Pacific Salmon: Ecology and Management of Western Alaska’s Populations

Human Dimensions of Arctic Yukon Kuskokwim Salmon: Introduction

Joseph J. Spaeder

doi: https://doi.org/10.47886/9781934874110.ch17

Since the inception of the Arctic-Yukon-Kuskokwim Sustainable Salmon Initiative (AYK SSI), the program has maintained an interdisciplinary focus by explicitly addressing human dimensions, as well as the biological dimensions, of salmon populations across their full life cycle. The AYK SSI Research and Restoration Plan (2006) includes a research framework entitled: Human Systems and Sustainable Salmon: Social, Economic, and Political Linkages. This framework prioritized studies to contribute to our understanding of how various human activities, institutions, and management structures may affect salmon populations and habitats. A number of research projects have been funded by the AYK SSI over the past seven years to address aspects of these social, cultural, economic, and institutional linkages. Consistent with the research and restoration plan, the 2007 AYK SSI Symposium included a session devoted to the “Human Dimensions of Salmon” which featured presentations addressing human-salmon issues in Alaska, Canada, and the Pacific Northwest.
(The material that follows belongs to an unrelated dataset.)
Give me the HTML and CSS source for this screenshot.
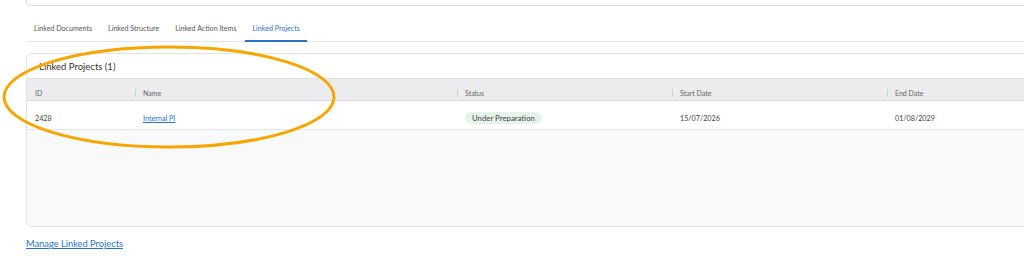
FILE: index.html
```html
<!DOCTYPE html>
<html>
<head>
<meta charset="utf-8">
<link rel="stylesheet" href="styles.css">
</head>
<body>
<div class="page">
  <div class="top-box"></div>
  <nav class="tabs">
    <span class="tab">Linked Documents</span>
    <span class="tab">Linked Structure</span>
    <span class="tab">Linked Action Items</span>
    <span class="tab active">Linked Projects</span>
  </nav>
  <section class="card">
    <h2 class="card-title">Linked Projects (1)</h2>
    <div class="grid head">
      <div class="cell">ID</div>
      <div class="cell sep">Name</div>
      <div class="cell sep">Status</div>
      <div class="cell sep">Start Date</div>
      <div class="cell sep">End Date</div>
    </div>
    <div class="grid row">
      <div class="cell">2428</div>
      <div class="cell"><a class="link" href="#">Internal PI</a></div>
      <div class="cell"><span class="badge">Under Preparation</span></div>
      <div class="cell">15/07/2026</div>
      <div class="cell">01/08/2029</div>
    </div>
    <div class="empty"></div>
  </section>
  <a class="manage" href="#">Manage Linked Projects</a>
  <svg class="highlight" width="340" height="110" viewBox="0 0 340 110">
    <ellipse cx="169" cy="52" rx="165" ry="50" fill="none" stroke="#f7a600" stroke-width="3"/>
  </svg>
</div>
</body>
</html>
```
FILE: styles.css
```css
* { box-sizing: border-box; }
html, body { margin: 0; padding: 0; background: #fff; }
body {
  font-family: Lato, "Open Sans", "Liberation Sans", sans-serif;
  color: #3a3a3a;
  overflow: hidden;
}
.page {
  position: relative;
  width: 1024px;
  height: 258px;
  padding-left: 26px;
}
.top-box {
  width: 1010px;
  height: 6px;
  border: 1px solid #dcdcdc;
  border-top: none;
  border-radius: 0 0 0 4px;
}
.tabs {
  display: flex;
  margin-top: 16px;
  padding-left: 8px;
  gap: 16px;
  border-bottom: 1px solid #e6e6e6;
  width: 1000px;
}
.tab {
  font-size: 7.1px;
  color: #555;
  padding: 1px 0 6px;
  line-height: 11px;
  border-bottom: 2px solid transparent;
  margin-bottom: -1px;
}
.tab.active {
  color: #2a72c4;
  border-bottom-color: #2a72c4;
  padding-left: 7px;
  padding-right: 7px;
  margin-left: -7px;
}
.card {
  margin-top: 11px;
  width: 1010px;
  border: 1px solid #e3e3e3;
  border-radius: 5px;
  overflow: hidden;
  background: #fff;
}
.card-title {
  margin: 0;
  font-size: 9.5px;
  font-weight: 400;
  color: #333;
  height: 24px;
  line-height: 24px;
  padding-left: 12px;
  padding-top: 1px;
}
.grid {
  display: grid;
  grid-template-columns: 108px 322px 215px 215px 215px;
  align-items: end;
}
.head {
  background: #ececee;
  height: 23px;
  padding-bottom: 2px;
  border-top: 1px solid #e0e0e2;
  border-bottom: 1px solid #d9d9dc;
  font-size: 7px;
  color: #666;
}
.cell {
  padding-left: 8px;
  position: relative;
  white-space: nowrap;
}
.head .cell { line-height: 10px; }
.head .sep::before {
  content: "";
  position: absolute;
  left: 0;
  top: 1px;
  width: 1px;
  height: 8px;
  background: #cfcfd3;
}
.row {
  height: 29px;
  padding-bottom: 5px;
  border-bottom: 1px solid #e4e4e6;
  font-size: 7.2px;
  color: #444;
}
.row .cell { line-height: 10px; }
.link {
  color: #2a72c4;
  text-decoration: underline;
}
.badge {
  display: inline-block;
  background: #e5f3ea;
  color: #444;
  font-size: 7.8px;
  line-height: 12px;
  padding: 0 7px;
  border-radius: 6px;
}
.empty {
  height: 96px;
  background: #f8f9fa;
}
.manage {
  display: inline-block;
  margin-top: 11px;
  font-size: 9.3px;
  color: #2a72c4;
  text-decoration: underline;
}
.highlight {
  position: absolute;
  left: 0;
  top: 45px;
}
```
The five human dimension papers addressing AYK salmon presented in this section, as well as a number of papers in other sections in this volume, attest to this research program’s strong interdisciplinary emphasis. In the lead chapter, Wolfe and Spaeder (2009, this volume) present an overview of the patterns and trends in subsistence salmon harvests across the AYK, coupled with a review of social organization and demographic trends which influence the dynamics of subsistence harvests. They include a review of case studies documenting the contributions of traditional ecological knowledge to fishery research and offer reflections on how social and cultural systems might adapt to changing salmon populations. Drawing on a set of Alaska case studies, Brelsford (2009, this volume) provides an overview of the contribution of local and traditional/indigenous ecological knowledge to our shared scientific understanding of salmon. The paper concludes with a discussion of how the lessons learned from these local and traditional/indigenous ecological knowledge studies might benefit the on-going research agenda of the AYK SSI program.